Nvidia is a graphics processor (GPU) company, but it also makes systems on a chip (SoC) for mobile devices. And Arm licenses designs for its chips to other chip designers. Apple’s iPhone, iPad, and other devices are all Arm-based designs, and even the blistering-fast M1 Macs use the same chip architecture. According to Arm’s Japanese owner Softbank, “The technologies of processor designer Arm are used in the main chips of almost all smartphones and tablets.” In short, Arm is a big deal. And too important, according to regulators in the US, UK, and EU, to be owned and controlled by one chip manufacturer.  “Nvidia’s deal to buy Arm for $66 billion collapsed on Monday because the regulations in the EU, US, UK raised voice on serious concerns about its effects on competition within the semiconductor industry. The concerns also included national security risks,” tech company founder Olivia Tan told Lifewire via email. 

Arms Race

Arm’s position is interesting. It sells no chips of its own. Instead, it licenses its chip tech to other companies, including Apple, Qualcomm, and Microsoft. Its technology is also heavily used in Internet of Things (IoT) devices.  To get an idea of what could go wrong if Arm was bought by a company that also designs and makes chips, let’s imagine that Apple bought Arm. Perhaps the deal might force Apple to continue licensing Arm’s tech. But can you really see Apple folding its own additions to Arm back into the general portfolio and licensing those features? Apple is all about creating custom hardware to run its custom software better. There would be a clear conflict of interest.  “Please, no one suggest Apple buy chip-maker Arm. It would never be allowed to because owning Arm would enable Apple to cripple Qualcomm and a host of other chip-makers that use Arm designs. (This is why Nvidia couldn’t buy Arm either),” Apple watcher and journalist Ed Hardy said on Twitter.  Nvidia is not Apple, but it is a Californian computer hardware and software company that designs its own chips. For the EU and UK, things are even more complicated. Ceding control of such important technology to a US company is not in the interest of either. And the UK’s politicians, according to Ars Technica, view Arm as a “strategic national asset.”

The Future of Chips

Why is a chip-design company so important? The answer is complex, but some trends are pretty clear. For years now, integrated companies like Intel have ruled the microchip world, for computers at least (remember, pretty much anything with a battery or power supply has some kind of chip in it these days).  Intel designs and makes the chips and sells them to computer manufacturers. That model is now looking a bit creaky, as computer and phone makers design their own chips and then pay third-party fabricators to build them. The advantage is clear. Apple, for example, no longer has to wait for Intel to build a new chip in order to offer a new, faster Mac. Apple also designs its own chips and software in concert, but that trend is spreading.
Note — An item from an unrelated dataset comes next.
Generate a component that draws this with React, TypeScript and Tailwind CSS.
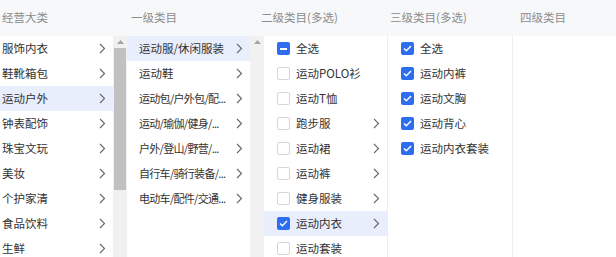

Google’s latest Pixel phones also use custom silicon, which may end up in its Chromebooks.  Right now, chip fabricators like Taiwan Semiconductor (TSMC)—which makes Apple’s M1 and A-series chips—are several years ahead of Intel in terms of their factories, so PC makers doing things the old way are hamstrung by their reliance on commodity silicon in purely technical terms, too.  Viewed in this light, Arm’s technology is essential to the future of the computer and phone industry, and it’s no wonder that regulators stepped in, and Arm’s customers filed complaints. This is a great example of how governments need to step in to protect—eventually—users like us.